* Set task
Among these lines, how many include "that"? Answer only with the number.

* Dataset section
-=-=-

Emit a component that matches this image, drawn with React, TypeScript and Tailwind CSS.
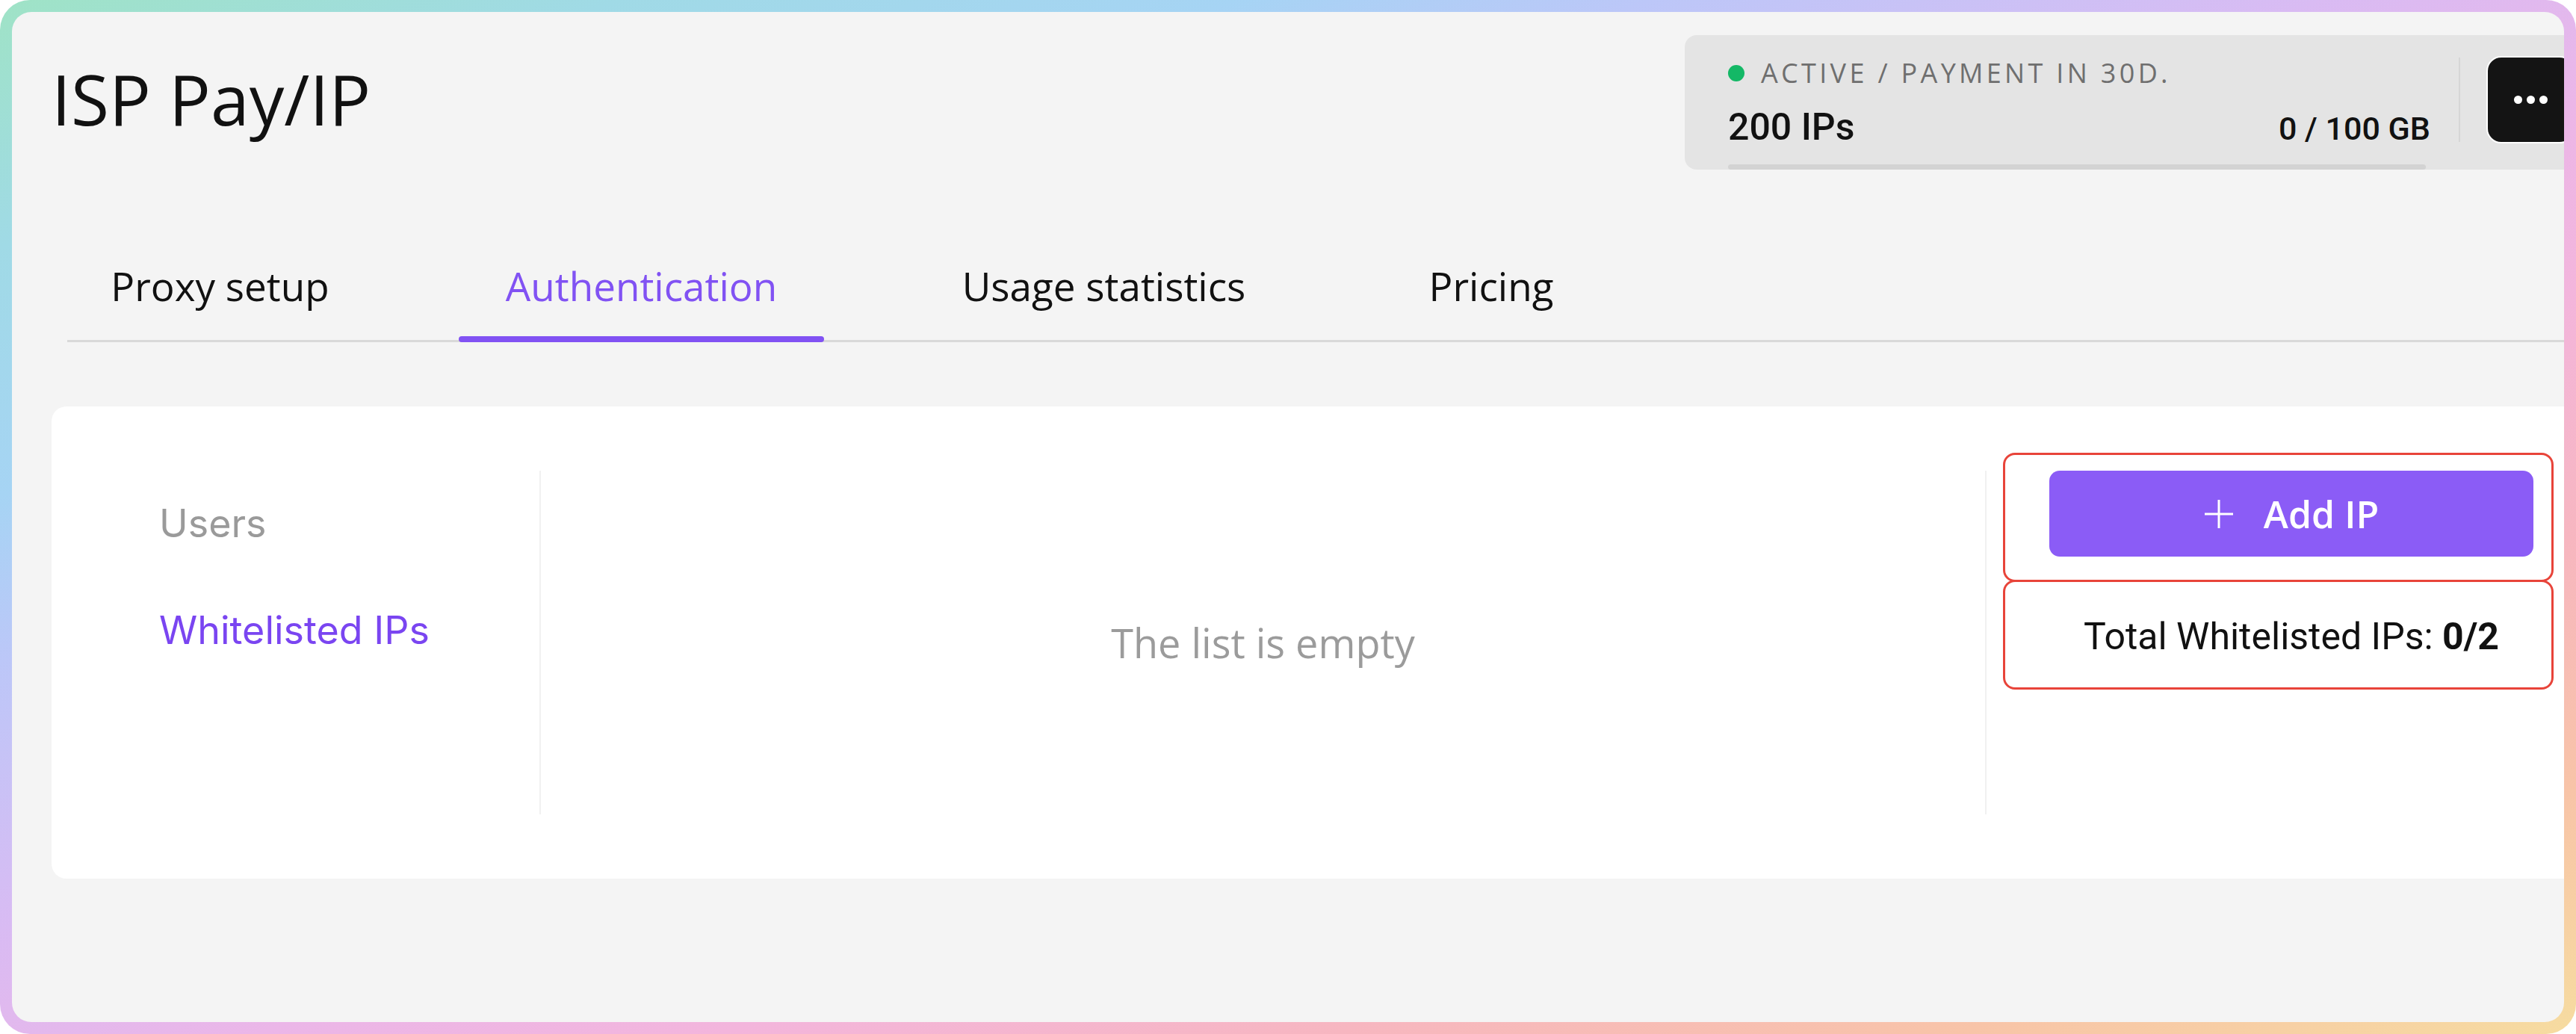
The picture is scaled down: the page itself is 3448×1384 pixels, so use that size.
const TABS = [
  { label: 'Proxy setup', width: 'w-[409px]', active: false },
  { label: 'Authentication', width: 'w-[489px]', active: true },
  { label: 'Usage statistics', width: 'w-[519px]', active: false },
  { label: 'Pricing', width: 'w-[288px]', active: false },
];

function StatusBox() {
  return (
    <div className="w-[1222px] h-[180px] rounded-[16px] bg-[#e4e4e4] flex pl-[58px] pr-[31px] overflow-hidden">
      <div className="w-[940px] flex flex-col pt-[29px]">
        <div className="h-[44px] flex items-center gap-[22px]">
          <span className="w-[22px] h-[22px] rounded-full bg-[#14b866]" />
          <span className="font-['Open_Sans',sans-serif] font-medium text-[36px] leading-none tracking-[0.12em] text-[#6f6f6f]">
            ACTIVE / PAYMENT IN 30D.
          </span>
        </div>
        <div className="mt-[25px] h-[50px] flex items-baseline justify-between font-['Roboto',sans-serif] font-medium text-[#111]">
          <span className="text-[50px] leading-none">200 IPs</span>
          <span className="text-[43px] leading-none">0 / 100 GB</span>
        </div>
        <div className="mt-[25px] w-[934px] h-[7px] rounded-full bg-[#d3d3d3]" />
      </div>
      <div className="ml-[38px] mt-[30px] w-[2px] h-[113px] bg-[#d6d6d6]" />
      <button className="ml-[35px] mt-[28px] w-[118px] h-[117px] shrink-0 rounded-[20px] bg-[#141414] border-2 border-white flex items-center justify-center gap-[6px]">
        <span className="w-[11px] h-[11px] rounded-full bg-white" />
        <span className="w-[11px] h-[11px] rounded-full bg-white" />
        <span className="w-[11px] h-[11px] rounded-full bg-white" />
      </button>
    </div>
  );
}

export default function App() {
  return (
    <div className="w-[3448px] h-[1384px] rounded-[40px] p-[16px] bg-[linear-gradient(to_bottom_right,#9fe3c6_0%,#a0dae6_12%,#a6d4f4_24%,#bcc7f8_32%,#d9bbf3_45%,#ebb6e8_55%,#f3b5dc_64%,#f7b6c0_76%,#f8c4a8_88%,#f6dca0_100%)]">
      <div className="h-full rounded-[26px] bg-[#f4f4f4] overflow-hidden">
        <div className="w-[3408px] ml-[53px] pt-[31px]">
          {/* header */}
          <div className="flex items-start justify-between">
            <h1 className="mt-[39px] font-['Open_Sans',sans-serif] font-medium text-[93px] leading-none text-[#111]">
              ISP Pay/IP
            </h1>
            <StatusBox />
          </div>

          {/* tabs */}
          <div className="mt-[129px] ml-[21px] flex gap-[115px] border-b-[3px] border-[#d9d9d9]">
            {TABS.map((t) => (
              <div
                key={t.label}
                className={`relative ${t.width} pb-[46px] text-center font-['Open_Sans',sans-serif] font-medium text-[53px] leading-none ${
                  t.active ? 'text-[#8152f3]' : 'text-[#111]'
                }`}
              >
                {t.label}
                {t.active && (
                  <span className="absolute left-0 right-0 -bottom-[3px] h-[8px] rounded-full bg-[#8152f3]" />
                )}
              </div>
            ))}
          </div>

          {/* card */}
          <div className="mt-[86px] rounded-[20px] bg-white py-[86px] flex">
            <div className="w-[655px] h-[460px] border-r-2 border-[#f1f1f1] pl-[144px] pt-[45px] flex flex-col font-['Inter',sans-serif] text-[52px] leading-none">
              <span className="text-[#9a9a9a]">Users</span>
              <span className="mt-[91px] text-[#7a45f1]">Whitelisted IPs</span>
            </div>
            <div className="flex-1 flex items-center justify-center">
              <span className="font-['Open_Sans',sans-serif] font-medium text-[54px] leading-none text-[#9b9b9b]">
                The list is empty
              </span>
            </div>
            <div className="relative w-[820px] border-l-2 border-[#f1f1f1] pl-[84px] pr-[86px]">
              <button className="w-[648px] h-[115px] rounded-[14px] bg-[#8b5cf6] flex items-center justify-center gap-[40px] text-white">
                <svg width="40" height="40" viewBox="0 0 40 40" fill="none" stroke="currentColor" strokeWidth="3">
                  <path d="M20 1v38M1 20h38" />
                </svg>
                <span className="font-['Open_Sans',sans-serif] font-semibold text-[50px] leading-none">Add IP</span>
              </button>
              <p className="mt-[82px] text-center font-['Roboto',sans-serif] text-[50px] leading-none text-[#111]">
                Total Whitelisted IPs: <span className="font-bold">0/2</span>
              </p>
              <div className="absolute left-[22px] -top-[24px] w-[737px] h-[173px] rounded-[16px] border-[3px] border-[#e8443a]" />
              <div className="absolute left-[22px] top-[146px] w-[737px] h-[147px] rounded-[16px] border-[3px] border-[#e8443a]" />
            </div>
          </div>
        </div>
      </div>
    </div>
  );
}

-=-=-

* Worked solution
2